The worst leg cramp in history hit every muscle in his body at once. Holden bit down hard on his rubber mouth guard, screaming. The pain brought an oblivion that was almost a relief. His mind shut off, drowned out by the needs of his body. Fortunately or not, the drugs started to kick in. His muscles unknotted. His nerves stopped screaming, and consciousness returned like a reluctant schoolboy. His jaw ached as he pulled out the guard. He’d worn toothmarks in the rubber.

In the dim blue cabin light, he thought about the kind of man who followed an order to kill a civilian ship.

He’d done some things in the navy that had kept him awake nights. He’d followed some orders he vehemently disagreed with. But to lock on to a civilian ship with fifty people aboard and press the button that launched six nuclear weapons? He would have refused. If his commanding officer had insisted, he’d have declared it an illegal order and demanded that the executive officer take control of the ship and arrest the captain. They’d have had to shoot him to get him away from the weapon post.

He’d known the sort of people who would have followed the order, though. He told himself that they were sociopaths and animals, no better than pirates who’d board your ship, strip your engine, and take your air. That they weren’t human.

But even as he nursed his hatred, drug-hazed rage offering its nihilistic comforts, he couldn’t believe they were idiots. The itch at the back of his head was still Why? What does anyone gain from killing an ice hauler? Who gets paid? Someone always gets paid.

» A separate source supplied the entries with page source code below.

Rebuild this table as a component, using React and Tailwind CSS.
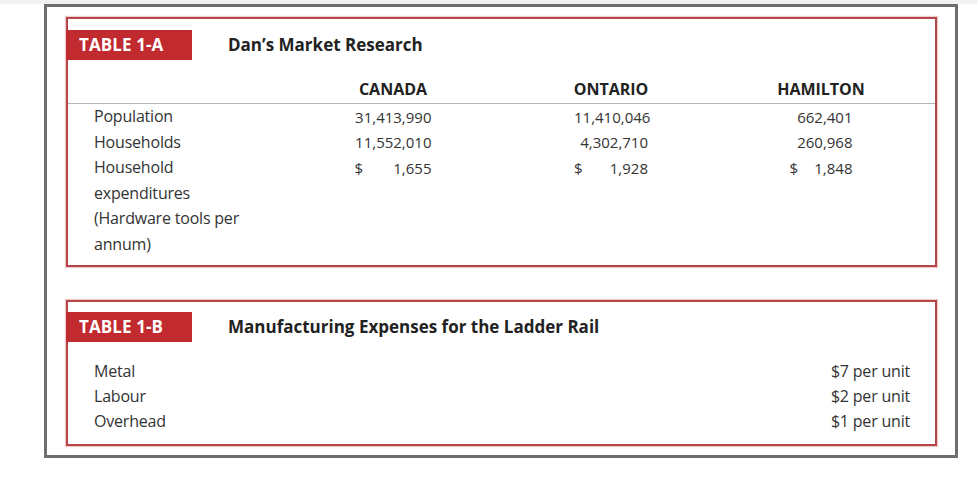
import React from "react";

const canada = [
  { v: "31,413,990" },
  { v: "11,552,010" },
  { d: true, v: "1,655" },
];
const ontario = [
  { v: "11,410,046" },
  { v: "4,302,710" },
  { d: true, v: "1,928" },
];
const hamilton = [
  { v: "662,401" },
  { v: "260,968" },
  { d: true, v: "1,848" },
];

function Badge({ children }) {
  return (
    <div className="-ml-[2px] flex h-[30px] w-[126px] items-center bg-[#c12a2e] pl-[13px] text-[17px] font-bold tracking-[0.1px] text-white">
      {children}
    </div>
  );
}

function ValueCol({ width, boxWidth, items }) {
  return (
    <div className="flex flex-col items-center" style={{ width }}>
      {items.map((it, i) => (
        <div key={i} className="flex h-[25.5px] items-center justify-between" style={{ width: boxWidth }}>
          {it.d ? <span>$</span> : <span />}
          <span>{it.v}</span>
        </div>
      ))}
    </div>
  );
}

export default function App() {
  return (
    <div
      className="h-[485px] w-[977px] overflow-hidden bg-white"
      style={{ fontFamily: "'Open Sans', 'Noto Sans', sans-serif" }}
    >
      <div className="h-[4px] w-full bg-[#f2f2f2]" />
      <div className="ml-[44px] h-[454px] w-[914px] border-[3px] border-[#6e6e6e] bg-white pt-[10px] pl-[19px]">
        {/* Table 1-A */}
        <div className="h-[250px] w-[871px] border-2 border-[#b4464a] shadow-[0_0_1px_1px_rgba(220,140,140,0.45)]">
          <div className="mt-[11px] flex items-center">
            <Badge>TABLE 1-A</Badge>
            <span className="ml-[36px] text-[17px] font-bold text-[#222]">Dan’s Market Research</span>
          </div>

          <div className="mt-[19px] box-content flex h-[20px] items-center border-b border-[#b5b5b5] pb-[4px] text-[16px] font-bold text-[#222]">
            <div className="w-[252px]" />
            <div className="w-[146px] text-center">CANADA</div>
            <div className="w-[290px] text-center">ONTARIO</div>
            <div className="w-[130px] text-center">HAMILTON</div>
          </div>

          <div className="flex text-[15px] text-[#333]">
            <div className="w-[252px] pl-[26px] text-[16px] leading-[25.5px] tracking-[-0.2px]">
              <div>Population</div>
              <div>Households</div>
              <div>Household</div>
              <div>expenditures</div>
              <div>(Hardware tools per</div>
              <div>annum)</div>
            </div>
            <ValueCol width={146} boxWidth={77} items={canada} />
            <ValueCol width={290} boxWidth={74} items={ontario} />
            <ValueCol width={130} boxWidth={63} items={hamilton} />
          </div>
        </div>

        {/* Table 1-B */}
        <div className="mt-[33px] h-[146px] w-[871px] border-2 border-[#b4464a] shadow-[0_0_1px_1px_rgba(220,140,140,0.45)]">
          <div className="mt-[10px] flex items-center">
            <Badge>TABLE 1-B</Badge>
            <span className="ml-[36px] text-[17px] font-bold text-[#222]">
              Manufacturing Expenses for the Ladder Rail
            </span>
          </div>
          <div className="mt-[17px] flex justify-between pl-[26px] pr-[25px] text-[16px] leading-[25px] tracking-[-0.2px] text-[#333]">
            <div>
              <div>Metal</div>
              <div>Labour</div>
              <div>Overhead</div>
            </div>
            <div className="text-right">
              <div>$7 per unit</div>
              <div>$2 per unit</div>
              <div>$1 per unit</div>
            </div>
          </div>
        </div>
      </div>
    </div>
  );
}
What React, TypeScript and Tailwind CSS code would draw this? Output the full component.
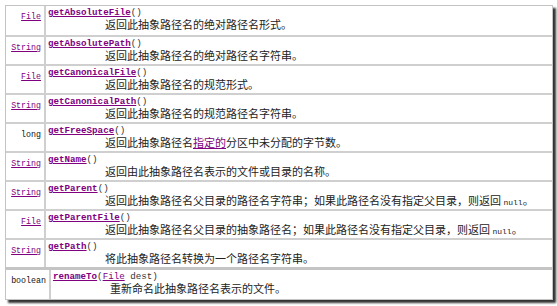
import type { ReactNode } from "react";

const MONO = "font-['Liberation_Mono','DejaVu_Sans_Mono',monospace]";
const CJK = "font-['Noto_Sans_CJK_SC','Noto_Sans',sans-serif]";

type Row = { type: string; link?: boolean; name: string; desc: ReactNode };

const Null = () => <code className={`${MONO} text-[8px] text-[#222]`}>null</code>;

const ROWS: Row[] = [
  { type: "File", link: true, name: "getAbsoluteFile", desc: "返回此抽象路径名的绝对路径名形式。" },
  { type: "String", link: true, name: "getAbsolutePath", desc: "返回此抽象路径名的绝对路径名字符串。" },
  { type: "File", link: true, name: "getCanonicalFile", desc: "返回此抽象路径名的规范形式。" },
  { type: "String", link: true, name: "getCanonicalPath", desc: "返回此抽象路径名的规范路径名字符串。" },
  {
    type: "long",
    name: "getFreeSpace",
    desc: (
      <>
        返回此抽象路径名<span className="text-[#800080] underline">指定的</span>分区中未分配的字节数。
      </>
    ),
  },
  { type: "String", link: true, name: "getName", desc: "返回由此抽象路径名表示的文件或目录的名称。" },
  {
    type: "String",
    link: true,
    name: "getParent",
    desc: (
      <>
        返回此抽象路径名父目录的路径名字符串；如果此路径名没有指定父目录，则返回 <Null />。
      </>
    ),
  },
  {
    type: "File",
    link: true,
    name: "getParentFile",
    desc: (
      <>
        返回此抽象路径名父目录的抽象路径名；如果此路径名没有指定父目录，则返回 <Null />。
      </>
    ),
  },
  { type: "String", link: true, name: "getPath", desc: "将此抽象路径名转换为一个路径名字符串。" },
];

function TypeCell({ type, link, width }: { type: string; link?: boolean; width: string }) {
  return (
    <div className={`${width} shrink-0 border-r-2 border-[#cfcfcf] pr-[3px] pt-[2px] text-right leading-[11px]`}>
      <code className={`${MONO} text-[8.3px] ${link ? "text-[#800080] underline" : "text-[#111]"}`}>{type}</code>
    </div>
  );
}

function MethodLine({ children }: { children: ReactNode }) {
  return <div className={`${MONO} text-[9.2px] leading-[10px] text-[#333]`}>{children}</div>;
}

function Desc({ children }: { children: ReactNode }) {
  return (
    <div className={`${CJK} pl-[57px] text-[11px] leading-[13px] text-[#222] whitespace-nowrap`}>{children}</div>
  );
}

export default function App() {
  return (
    <div className="w-[557px] h-[306px] bg-white pl-[5px] pt-[5px]">
      <div className="w-[548px] bg-white shadow-[3px_3px_2px_rgba(0,0,0,0.8)]">
        <div className="border border-[#c4c4c4]">
          {ROWS.map((r, i) => (
            <div key={i} className={`flex h-[29px] ${i > 0 ? "border-t-2 border-[#cfcfcf]" : ""}`}>
              <TypeCell type={r.type} link={r.link} width="w-[40px]" />
              <div className="pl-[2px] pt-[2px]">
                <MethodLine>
                  <b className="text-[#800080] underline">{r.name}</b>()
                </MethodLine>
                <Desc>{r.desc}</Desc>
              </div>
            </div>
          ))}
        </div>
        <div className="border border-t-2 border-[#c4c4c4]">
          <div className="flex h-[29px]">
            <TypeCell type="boolean" width="w-[45px]" />
            <div className="pl-[2px] pt-[2px]">
              <MethodLine>
                <b className="text-[#800080] underline">renameTo</b>(
                <span className="text-[#800080] underline">File</span> dest)
              </MethodLine>
              <Desc>重新命名此抽象路径名表示的文件。</Desc>
            </div>
          </div>
        </div>
      </div>
    </div>
  );
}
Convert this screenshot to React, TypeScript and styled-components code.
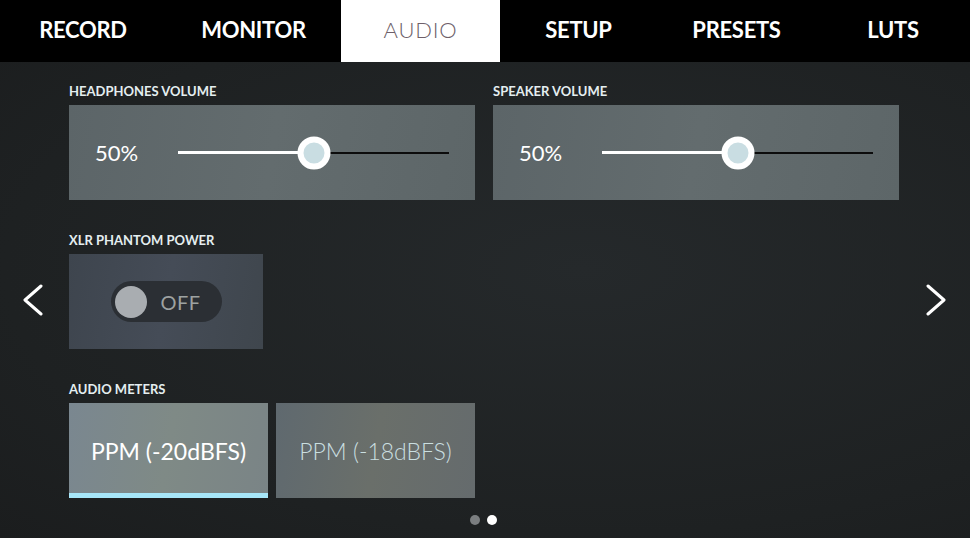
import React from 'react';
import styled, {createGlobalStyle} from 'styled-components';

const tabs = [
    {label: 'RECORD', width: '166px'},
    {label: 'MONITOR', width: '175px'},
    {label: 'AUDIO', width: '159px', active: true},
    {label: 'SETUP', width: '157px'},
    {label: 'PRESETS', width: '159px'},
    {label: 'LUTS', width: '154px'},
];

const GlobalStyle = createGlobalStyle`
  * {
    box-sizing: border-box;
  }

  body {
    margin: 0;
    font-family: Lato, "Open Sans", sans-serif;
    background: #1f2324;
  }
`

const Volume = ({title, value}: { title: string, value: number }) => (
    <Field>
        <Label>{title}</Label>
        <SliderPanel>
            <Value>{value}%</Value>
            <Track>
                <TrackFill style={{width: `${value}%`}}/>
                <Knob style={{left: `${value}%`}}/>
            </Track>
        </SliderPanel>
    </Field>
);

export default function App() {
    return (
        <>
            <GlobalStyle/>
            <Screen>
                <TabBar>
                    {tabs.map(tab => (
                        <Tab key={tab.label} $active={tab.active} $width={tab.width}>{tab.label}</Tab>
                    ))}
                </TabBar>
                <Body>
                    <Arrow $side="left">
                        <svg width="22" height="32" viewBox="0 0 22 32">
                            <polyline points="19,2 3,16 19,30" fill="none" stroke="#fff" strokeWidth="3"
                                      strokeLinecap="round" strokeLinejoin="round"/>
                        </svg>
                    </Arrow>
                    <Content>
                        <Row>
                            <Volume title="HEADPHONES VOLUME" value={50}/>
                            <Volume title="SPEAKER VOLUME" value={50}/>
                        </Row>
                        <Field>
                            <Label>XLR PHANTOM POWER</Label>
                            <TogglePanel>
                                <Toggle>
                                    <ToggleDot/>
                                    <ToggleText>OFF</ToggleText>
                                </Toggle>
                            </TogglePanel>
                        </Field>
                        <Field>
                            <Label>AUDIO METERS</Label>
                            <Options>
                                <Option $active>PPM (-20dBFS)</Option>
                                <Option>PPM (-18dBFS)</Option>
                            </Options>
                        </Field>
                    </Content>
                    <Arrow $side="right">
                        <svg width="22" height="32" viewBox="0 0 22 32">
                            <polyline points="3,2 19,16 3,30" fill="none" stroke="#fff" strokeWidth="3"
                                      strokeLinecap="round" strokeLinejoin="round"/>
                        </svg>
                    </Arrow>
                </Body>
                <Dots>
                    <Dot/>
                    <Dot $active/>
                </Dots>
            </Screen>
        </>
    );
}

const Screen = styled.div`
  width: 970px;
  height: 538px;
  display: flex;
  flex-direction: column;
  overflow: hidden;
  background: radial-gradient(ellipse at 60% 50%, #25292b 0%, #1e2122 70%, #1b1d1e 100%);
`

const TabBar = styled.nav`
  display: flex;
  height: 62px;
  background: #000;
`

const Tab = styled.div<{ $active?: boolean, $width: string }>`
  width: ${p => p.$width};
  display: flex;
  align-items: center;
  justify-content: center;
  padding-bottom: 4px;
  font-size: 22px;
  font-weight: ${p => p.$active ? 300 : 700};
  letter-spacing: ${p => p.$active ? '0.8px' : '-0.3px'};
  color: ${p => p.$active ? '#6e5f6a' : '#fff'};
  background: ${p => p.$active ? '#fff' : 'transparent'};
`

const Body = styled.div`
  display: flex;
  align-items: flex-start;
  padding-top: 22px;
`

const Arrow = styled.div<{ $side: 'left' | 'right' }>`
  width: ${p => p.$side === 'left' ? '69px' : '70px'};
  display: flex;
  margin-top: 200px;
  padding-left: ${p => p.$side === 'left' ? '22px' : '25px'};
`

const Content = styled.div`
  display: flex;
  flex-direction: column;
  gap: 33px;
  width: 831px;
`

const Row = styled.div`
  display: flex;
  gap: 18px;
`

const Field = styled.div`
  display: flex;
  flex-direction: column;
  gap: 7px;
`

const Label = styled.div`
  font-size: 13px;
  font-weight: 700;
  color: #e4eef0;
  line-height: 14px;
`

const Panel = styled.div`
  height: 95px;
  background: linear-gradient(100deg, #5c6568 0%, #636c6e 50%, #5d6668 100%);
`

const SliderPanel = styled(Panel)`
  width: 406px;
  display: flex;
  align-items: center;
  padding: 0 26px 0 26px;
`

const Value = styled.div`
  width: 83px;
  font-size: 22px;
  color: #fff;
`

const Track = styled.div`
  position: relative;
  flex: 1;
  height: 2px;
  background: #0c0c0c;
`

const TrackFill = styled.div`
  height: 3px;
  margin-top: -1px;
  background: #fff;
`

const Knob = styled.div`
  position: absolute;
  top: 50%;
  width: 33px;
  height: 33px;
  border-radius: 50%;
  border: 6px solid #fff;
  background: #c9dde2;
  transform: translate(-50%, -50%);
`

const TogglePanel = styled(Panel)`
  width: 194px;
  display: flex;
  align-items: center;
  justify-content: center;
  background: linear-gradient(100deg, #3e454e 0%, #454c57 50%, #3f464d 100%);
`

const Toggle = styled.div`
  width: 111px;
  height: 41px;
  border-radius: 21px;
  background: #2b2f34;
  display: flex;
  align-items: center;
  gap: 14px;
  padding-left: 4px;
`

const ToggleDot = styled.div`
  width: 32px;
  height: 32px;
  border-radius: 50%;
  background: #a9adb1;
`

const ToggleText = styled.span`
  font-size: 20px;
  color: #9ea2a1;
  letter-spacing: 0.5px;
`

const Options = styled.div`
  display: flex;
  gap: 8px;
`

const Option = styled.div<{ $active?: boolean }>`
  width: 199px;
  height: 95px;
  display: flex;
  align-items: center;
  justify-content: center;
  font-size: 23px;
  color: ${p => p.$active ? '#fff' : '#cadfe0'};
  font-weight: ${p => p.$active ? 400 : 300};
  background: ${p => p.$active
          ? 'linear-gradient(100deg, #7a8790 0%, #7f8a86 50%, #7a8486 100%)'
          : 'linear-gradient(100deg, #5f696f 0%, #6a6f6a 50%, #656b6d 100%)'};
  border-bottom: ${p => p.$active ? '5px solid #a7e6f8' : 'none'};
  padding-top: ${p => p.$active ? '5px' : '0'};
`

const Dots = styled.div`
  display: flex;
  justify-content: center;
  gap: 7px;
  padding-top: 17px;
  margin-left: -3px;
`

const Dot = styled.div<{ $active?: boolean }>`
  width: 10px;
  height: 10px;
  border-radius: 50%;
  background: ${p => p.$active ? '#fff' : '#7b7e80'};
`
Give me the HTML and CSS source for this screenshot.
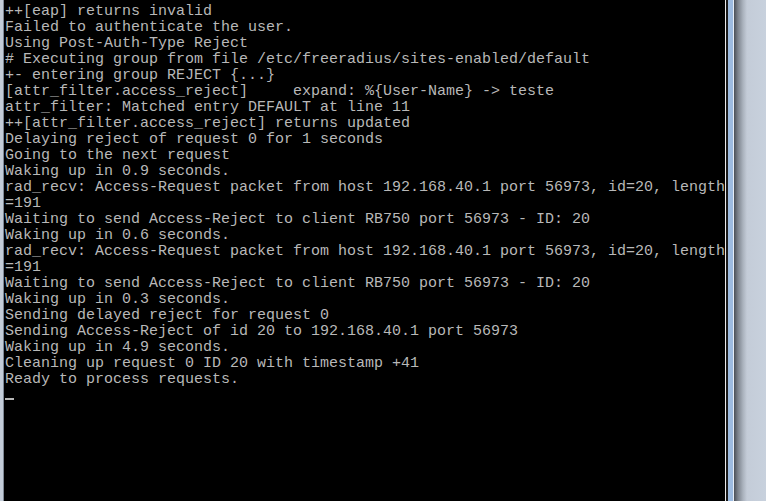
FILE: index.html
```html
<!DOCTYPE html>
<html>
<head>
<meta charset="utf-8">
<link rel="stylesheet" href="styles.css">
</head>
<body>
<div class="window">
  <div class="edge-left"></div>
  <div class="console">
<pre class="text">++[eap] returns invalid
Failed to authenticate the user.
Using Post-Auth-Type Reject
# Executing group from file /etc/freeradius/sites-enabled/default
+- entering group REJECT {...}
[attr_filter.access_reject]     expand: %{User-Name} -&gt; teste
attr_filter: Matched entry DEFAULT at line 11
++[attr_filter.access_reject] returns updated
Delaying reject of request 0 for 1 seconds
Going to the next request
Waking up in 0.9 seconds.
rad_recv: Access-Request packet from host 192.168.40.1 port 56973, id=20, length
=191
Waiting to send Access-Reject to client RB750 port 56973 - ID: 20
Waking up in 0.6 seconds.
rad_recv: Access-Request packet from host 192.168.40.1 port 56973, id=20, length
=191
Waiting to send Access-Reject to client RB750 port 56973 - ID: 20
Waking up in 0.3 seconds.
Sending delayed reject for request 0
Sending Access-Reject of id 20 to 192.168.40.1 port 56973
Waking up in 4.9 seconds.
Cleaning up request 0 ID 20 with timestamp +41
Ready to process requests.</pre>
    <div class="cursor-line"><span class="cursor"></span></div>
  </div>
  <div class="frame-right">
    <div class="line-white"></div>
    <div class="line-dark"></div>
    <div class="line-blue"></div>
    <div class="line-sep"></div>
    <div class="panel"></div>
  </div>
</div>
</body>
</html>
```
FILE: styles.css
```css
html, body {
  margin: 0;
  padding: 0;
  width: 766px;
  height: 501px;
  overflow: hidden;
  background: #000;
}
.window {
  display: flex;
  width: 766px;
  height: 501px;
}
.edge-left {
  width: 3px;
  flex: 0 0 3px;
  background: #c3ccd8;
  border-right: 1px solid #7e8794;
}
.console {
  flex: 0 0 721px;
  background: #000;
  padding: 4px 0 0 1px;
  box-sizing: border-box;
  overflow: hidden;
}
.text {
  margin: 0;
  font-family: "Liberation Mono", monospace;
  font-size: 15px;
  line-height: 16px;
  color: #b8b8b8;
  white-space: pre;
}
.cursor-line {
  height: 16px;
  position: relative;
}
.cursor {
  position: absolute;
  left: 0;
  top: 10px;
  width: 9px;
  height: 2px;
  background: #b8b8b8;
}
.frame-right {
  flex: 1;
  display: flex;
}
.line-white {
  width: 1px;
  background: #e8e8e8;
}
.line-dark {
  width: 2px;
  background: #1a1a1a;
}
.line-blue {
  width: 5px;
  background: #9dbbe0;
}
.line-sep {
  width: 1px;
  background: #e4ecf6;
}
.panel {
  flex: 1;
  background: linear-gradient(to right, #4a4f57 0px, #7d848e 4px, #aab2bd 9px, #c4ccd8 13px, #c8d1dd 100%);
}
```
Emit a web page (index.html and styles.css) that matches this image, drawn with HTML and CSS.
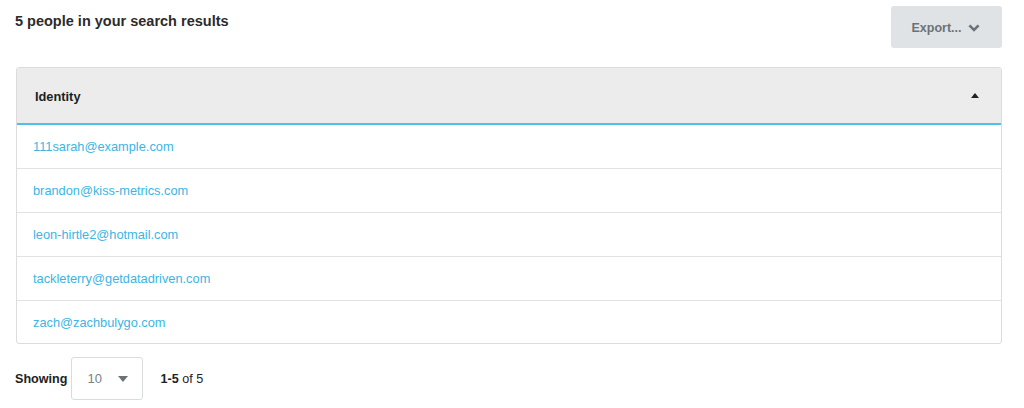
FILE: index.html
```html
<!DOCTYPE html>
<html>
<head>
<meta charset="utf-8">
<link rel="stylesheet" href="styles.css">
</head>
<body>
<div class="page">
  <div class="topbar">
    <h1 class="title">5 people in your search results</h1>
    <button class="export">Export...
      <svg class="chev" width="12" height="8" viewBox="0 0 12 8"><path d="M1.4 1.4 L6 6 L10.6 1.4" fill="none" stroke="#6b7378" stroke-width="2.6"/></svg>
    </button>
  </div>
  <div class="table">
    <div class="thead">
      <span>Identity</span>
      <svg class="sort" width="8" height="5" viewBox="0 0 8 5"><path d="M0 5 L4 0 L8 5 Z" fill="#222"/></svg>
    </div>
    <div class="row"><a href="#">111sarah@example.com</a></div>
    <div class="row"><a href="#">brandon@kiss-metrics.com</a></div>
    <div class="row"><a href="#">leon-hirtle2@hotmail.com</a></div>
    <div class="row"><a href="#">tackleterry@getdatadriven.com</a></div>
    <div class="row"><a href="#">zach@zachbulygo.com</a></div>
  </div>
  <div class="footer">
    <span class="label">Showing</span>
    <div class="select"><span>10</span>
      <svg width="10" height="6" viewBox="0 0 10 6"><path d="M0 0 L10 0 L5 6 Z" fill="#6b7378"/></svg>
    </div>
    <span class="range"><b>1-5</b> of 5</span>
  </div>
</div>
</body>
</html>
```
FILE: styles.css
```css
* { box-sizing: border-box; }
body { margin: 0; font-family: "Liberation Sans", Arial, sans-serif; color: #222; background: #fff; }
.page { padding: 6px 22px 0 15px; }
.topbar { display: flex; justify-content: space-between; align-items: flex-start; }
.title { margin: 7px 0 0 0; font-size: 14.5px; font-weight: bold; color: #2b2b2b; }
.export { width: 111px; height: 42px; border: none; border-radius: 3px; background: #dfe3e6; color: #6b7378; font-family: inherit; font-size: 12.5px; font-weight: bold; display: flex; align-items: center; justify-content: center; gap: 6px; padding: 1px 2px 0 0; }
.chev { margin-top: 1px; }
.table { margin: 19px 0 0 1px; border: 1px solid #dcdcdc; border-radius: 3px; overflow: hidden; }
.thead { height: 57px; background: #ececec; border-bottom: 2px solid #4ec0e9; display: flex; align-items: center; justify-content: space-between; padding: 2px 22px 0 18px; font-size: 12.8px; font-weight: bold; color: #1e1e1e; }
.sort { margin-top: -2px; }
.row { height: 44px; display: flex; align-items: center; padding-left: 16px; border-top: 1px solid #e2e2e2; font-size: 12.8px; }
.thead + .row { border-top: none; height: 43px; }
.row:last-child { height: 43px; }
.row a { color: #3cb5e3; text-decoration: none; }
.footer { display: flex; align-items: center; margin-top: 13px; font-size: 12.6px; }
.label { font-weight: bold; color: #222; margin-right: 4px; }
.select { width: 72px; height: 43px; border: 1px solid #d9dcde; border-radius: 3px; display: flex; align-items: center; justify-content: space-between; padding: 0 14px 0 15px; color: #7a8186; font-size: 13px; }
.range { margin-left: 17px; color: #222; }
.range b { font-weight: bold; }
```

I’m going to find you. I’m going to find you and end you. But before I do, I am going to make you explain.

The second wave of pharmaceuticals exploded in his bloodstream. He was hot and limp, his veins filled with syrup. Just before the tabs finally knocked him out, Ade smiled and winked.

And blew away like dust.

  The comm beeped at him. Naomi’s voice said, “Jim, the P and K response finally came in. Want me to send it down there?”

Holden struggled to make sense of the words. Blinked. Something was wrong with his bunk. With the ship. Slowly, he remembered.